Feldman also said Diller's bid shows that MGM is poised for even more growth into the future.

"The more we keep giving people reasons to come, we're fine," he said. "You can have gaming everywhere, but gaming isn't what is actually driving Las Vegas. It's everything else. That's the part we have kind of missed in the last 20 years."

Fully apart from casinos, Las Vegas now offers entertainment venues such as Allegiant Stadium and the Sphere, as well as professional hockey, football, women's basketball, NASCAR, and soon, baseball. That's on top of restaurants, shopping and amenities like spas.
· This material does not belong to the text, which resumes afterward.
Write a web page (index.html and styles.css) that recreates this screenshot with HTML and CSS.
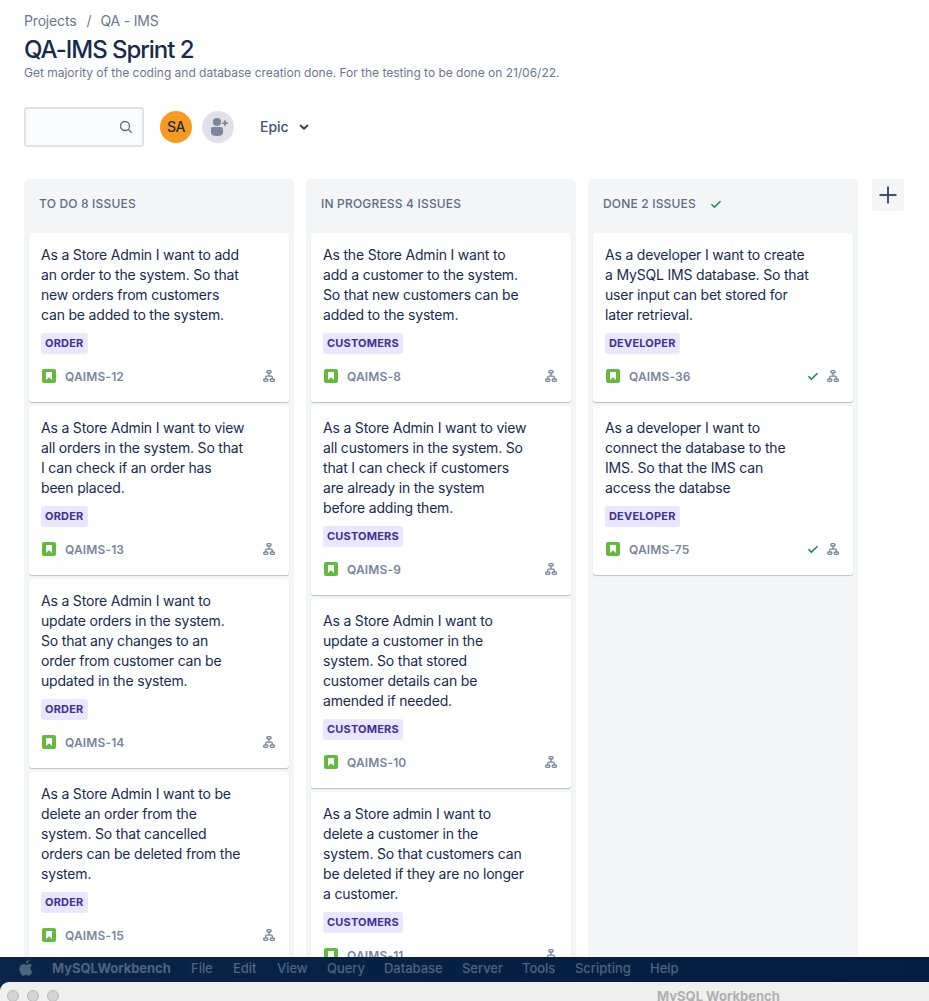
FILE: index.html
```html
<!DOCTYPE html>
<html lang="en">
<head>
<meta charset="utf-8">
<title>QA-IMS Sprint 2</title>
<link rel="stylesheet" href="styles.css">
</head>
<body>
<svg class="symbols" aria-hidden="true">
  <symbol id="story" viewBox="0 0 14 14"><rect width="14" height="14" rx="2" fill="#63ba3c"/><path d="M4.4 3h5.2c.3 0 .4.2.4.4V11L7 8.2 4 11V3.400c0-.2.1-.4.4-.4z" fill="#fff"/></symbol>
  <symbol id="tree" viewBox="0 0 12 12"><g fill="none" stroke="#7a869a" stroke-width="1.300"><rect x="3.900" y=".7" width="4.200" height="2.300" rx="1.100"/><rect x=".7" y="9" width="4.200" height="2.300" rx="1.100"/><rect x="7.200" y="9" width="4.200" height="2.300" rx="1.100"/><path d="M6 3v3.200M2.700 9V7.200q0-1 1-1h4.600q1 0 1 1V9"/></g></symbol>
  <symbol id="check" viewBox="0 0 12 12"><path d="M1.400 6.200l3 2.900 6.200-5.800" fill="none" stroke="#1f845a" stroke-width="1.500"/></symbol>
</svg>
<main class="page">
  <nav class="crumbs"><span>Projects</span><span class="slash">/</span><span>QA - IMS</span></nav>
  <h1 class="title">QA-IMS Sprint 2</h1>
  <p class="goal">Get majority of the coding and database creation done. For the testing to be done on 21/06/22.</p>
  <div class="filters">
    <div class="search"><svg width="14" height="14" viewBox="0 0 14 14" fill="none" stroke="#5e6c84" stroke-width="1.300"><circle cx="6" cy="6" r="4.500"/><path d="M9.300 9.300l3.400 3.400"/></svg></div>
    <div class="avatar">SA</div>
    <div class="avatar add"><svg width="32" height="32" viewBox="0 0 32 32" fill="#7a869a"><circle cx="15" cy="11" r="4.100"/><path d="M11 16h8q2 0 2 2v3.500q0 3.500-6 3.500t-6-3.500V18q0-2 2-2z"/><path d="M23 10.200v4M21 12.200h4" stroke="#7a869a" stroke-width="1.800" stroke-linecap="round"/></svg></div>
    <div class="epic">Epic<svg width="10" height="8" viewBox="0 0 10 8"><path d="M1.600 2.600L5 5.800l3.400-3.200" fill="none" stroke="#344563" stroke-width="2" stroke-linecap="round" stroke-linejoin="round"/></svg></div>
  </div>
  <div class="board">
    <section class="column">
      <h2 class="head">TO DO 8 ISSUES</h2>
      <article class="card"><p class="text">As a Store Admin I want to add<br>an order to the system. So that<br>new orders from customers<br>can be added to the system.</p><span class="label">ORDER</span><div class="meta"><svg class="story"><use href="#story"/></svg><span class="key">QAIMS-12</span><svg class="tree"><use href="#tree"/></svg></div></article>
      <article class="card"><p class="text">As a Store Admin I want to view<br>all orders in the system. So that<br>I can check if an order has<br>been placed.</p><span class="label">ORDER</span><div class="meta"><svg class="story"><use href="#story"/></svg><span class="key">QAIMS-13</span><svg class="tree"><use href="#tree"/></svg></div></article>
      <article class="card"><p class="text">As a Store Admin I want to<br>update orders in the system.<br>So that any changes to an<br>order from customer can be<br>updated in the system.</p><span class="label">ORDER</span><div class="meta"><svg class="story"><use href="#story"/></svg><span class="key">QAIMS-14</span><svg class="tree"><use href="#tree"/></svg></div></article>
      <article class="card"><p class="text">As a Store Admin I want to be<br>delete an order from the<br>system. So that cancelled<br>orders can be deleted from the<br>system.</p><span class="label">ORDER</span><div class="meta"><svg class="story"><use href="#story"/></svg><span class="key">QAIMS-15</span><svg class="tree"><use href="#tree"/></svg></div></article>
    </section>
    <section class="column">
      <h2 class="head">IN PROGRESS 4 ISSUES</h2>
      <article class="card"><p class="text">As the Store Admin I want to<br>add a customer to the system.<br>So that new customers can be<br>added to the system.</p><span class="label customers">CUSTOMERS</span><div class="meta"><svg class="story"><use href="#story"/></svg><span class="key">QAIMS-8</span><svg class="tree"><use href="#tree"/></svg></div></article>
      <article class="card"><p class="text">As a Store Admin I want to view<br>all customers in the system. So<br>that I can check if customers<br>are already in the system<br>before adding them.</p><span class="label customers">CUSTOMERS</span><div class="meta"><svg class="story"><use href="#story"/></svg><span class="key">QAIMS-9</span><svg class="tree"><use href="#tree"/></svg></div></article>
      <article class="card"><p class="text">As a Store Admin I want to<br>update a customer in the<br>system. So that stored<br>customer details can be<br>amended if needed.</p><span class="label customers">CUSTOMERS</span><div class="meta"><svg class="story"><use href="#story"/></svg><span class="key">QAIMS-10</span><svg class="tree"><use href="#tree"/></svg></div></article>
      <article class="card"><p class="text">As a Store admin I want to<br>delete a customer in the<br>system. So that customers can<br>be deleted if they are no longer<br>a customer.</p><span class="label customers">CUSTOMERS</span><div class="meta"><svg class="story"><use href="#story"/></svg><span class="key">QAIMS-11</span><svg class="tree"><use href="#tree"/></svg></div></article>
    </section>
    <section class="column">
      <h2 class="head">DONE 2 ISSUES<svg class="check"><use href="#check"/></svg></h2>
      <article class="card"><p class="text">As a developer I want to create<br>a MySQL IMS database. So that<br>user input can bet stored for<br>later retrieval.</p><span class="label developer">DEVELOPER</span><div class="meta"><svg class="story"><use href="#story"/></svg><span class="key">QAIMS-36</span><svg class="check"><use href="#check"/></svg><svg class="tree"><use href="#tree"/></svg></div></article>
      <article class="card"><p class="text">As a developer I want to<br>connect the database to the<br>IMS. So that the IMS can<br>access the databse</p><span class="label developer">DEVELOPER</span><div class="meta"><svg class="story"><use href="#story"/></svg><span class="key">QAIMS-75</span><svg class="check"><use href="#check"/></svg><svg class="tree"><use href="#tree"/></svg></div></article>
    </section>
    <div class="plus"><svg width="18" height="18" viewBox="0 0 18 18"><path d="M9 .5v17M.5 9h17" stroke="#42526e" stroke-width="2"/></svg></div>
  </div>
</main>
<footer class="desktop">
  <nav class="menubar">
    <svg class="apple" width="14" height="16" viewBox="0 0 14 16" fill="#50637f"><path d="M9.800 0c.1 1.900-1.300 3.500-3 3.600C6.600 1.900 8.100.2 9.800 0z"/><path d="M12.900 5.400c-2.300 1.400-1.900 4.600.6 5.600-.8 2.300-2.200 4.700-3.700 4.700-1 0-1.500-.6-2.600-.6s-1.700.6-2.600.6C2.500 15.700.4 11.900.4 8.900c0-3 1.900-4.700 3.900-4.700 1.100 0 2.100.7 2.900.7.700 0 1.800-.8 3.200-.8 1 0 1.900.5 2.500 1.300z"/></svg>
    <b class="app">MySQLWorkbench</b><span class="m1">File</span><span class="m2">Edit</span><span class="m3">View</span><span class="m4">Query</span><span class="m5">Database</span><span class="m6">Server</span><span class="m7">Tools</span><span class="m8">Scripting</span><span>Help</span>
  </nav>
  <div class="window"><i class="dot"></i><i class="dot"></i><i class="dot"></i><b class="wtitle">MySQL Workbench</b></div>
</footer>
</body>
</html>
```
FILE: styles.css
```css
* { box-sizing: border-box; }
body { margin: 0; height: 1001px; overflow: hidden; display: flex; flex-direction: column; background: #fff; color: #172b4d; font-family: Inter, "Liberation Sans", sans-serif; white-space: nowrap; }
svg { display: block; flex: none; }
h1, h2, p { margin: 0; }
.symbols { display: none; }
.page { height: 957px; padding: 11px 24px 0; overflow: hidden; }
.crumbs { display: flex; height: 20px; line-height: 20px; font-size: 14px; color: #6b778c; letter-spacing: -.17px; }
.slash { width: 24px; padding-left: 10px; }
.title { margin-top: 5px; height: 28px; line-height: 28px; font-size: 24px; font-weight: 500; letter-spacing: -1.03px; }
.goal { margin-top: 1px; height: 16px; line-height: 16px; font-size: 12px; letter-spacing: -.015px; color: #6b778c; }
.filters { display: flex; align-items: center; height: 40px; margin-top: 26px; }
.search { display: flex; align-items: center; justify-content: flex-end; width: 120px; height: 40px; padding-right: 9px; margin-right: 16px; border: 2px solid #dfe1e6; border-radius: 3px; background: #fafbfc; }
.avatar { width: 32px; height: 32px; line-height: 32px; margin-right: 10px; border-radius: 50%; background: #f79a1f; text-align: center; font-size: 14px; font-weight: 500; letter-spacing: -.4px; }
.add { background: #dfe1e6; }
.epic { display: flex; align-items: center; gap: 10px; margin-left: 16px; padding-bottom: 1px; font-size: 14px; font-weight: 500; color: #42526e; }
.board { display: flex; gap: 12px; height: 790px; margin-top: 32px; }
.column { flex: none; width: 270px; padding: 0 5px; border-radius: 5px 5px 0 0; background: #f4f5f7; }
.head { display: flex; align-items: center; gap: 14px; height: 54px; padding: 0 10px 5px; font-size: 12px; font-weight: 500; letter-spacing: .18px; color: #5e6c84; }
.card { padding: 12px 12px 14px; margin-bottom: 4px; border-radius: 3px; background: #fff; box-shadow: 0 1px 1px rgba(9, 30, 66, .25); }
.text { font-size: 14px; line-height: 20px; letter-spacing: -.185px; }
.label { display: block; width: 47px; height: 21px; margin-top: 8px; padding-left: 4px; border-radius: 3px; background: #eae6ff; color: #403294; font-size: 11px; font-weight: 700; line-height: 21px; letter-spacing: .18px; }
.customers { width: 80px; }
.developer { width: 75px; }
.meta { display: flex; align-items: center; height: 24px; margin-top: 10px; padding: 0 2px 0 1px; }
.story { width: 14px; height: 14px; }
.key { margin: 0 auto 0 9px; font-size: 12px; font-weight: 600; letter-spacing: .14px; color: #7a869a; }
.tree { width: 12px; height: 12px; }
.check { width: 12px; height: 12px; }
.meta .check { margin-right: 8px; }
.plus { display: flex; align-items: center; justify-content: center; width: 32px; height: 32px; margin-left: 2px; border-radius: 3px; background: #f4f5f7; }
.desktop { height: 44px; background: linear-gradient(90deg, #0a2547, #031c40); overflow: hidden; }
.menubar { display: flex; align-items: center; height: 25px; padding: 0 0 3px 19px; font-size: 13px; font-weight: 500; letter-spacing: -.03px; color: #50637f; }
.app { width: 139px; margin-left: 19px; font-weight: 700; }
.m1 { width: 42px; }
.m2 { width: 44px; }
.m3 { width: 50px; }
.m4 { width: 57px; }
.m5 { width: 78px; }
.m6 { width: 60px; }
.m7 { width: 53px; }
.m8 { width: 75px; }
.window { display: flex; gap: 8px; height: 28px; padding: 8px 0 0 7px; border-radius: 9px 0 0 0; background: #efefef; }
.dot { width: 12px; height: 12px; border: 1px solid #b7b7b7; border-radius: 50%; background: #d3d3d3; }
.wtitle { margin-left: 590px; font-size: 13px; line-height: 13px; color: #b0b0b0; }
```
"The gaming is an important part, maybe even a key part of the picture for Las Vegas, but it isn't the only part," Feldman said.

How will the potential sale affect customers or employees? Feldman said any transition would be virtually unnoticeable.

"I don't think it's going to have much of an effect on customers or employees," he said. "I think — especially because, again, in the case of Mr. Diller, he's been on the board of MGM for a very long time — he knows that business; he knows how it runs; he is unlikely to come in and just turn it upside down or break it all apart. That seems unlikely."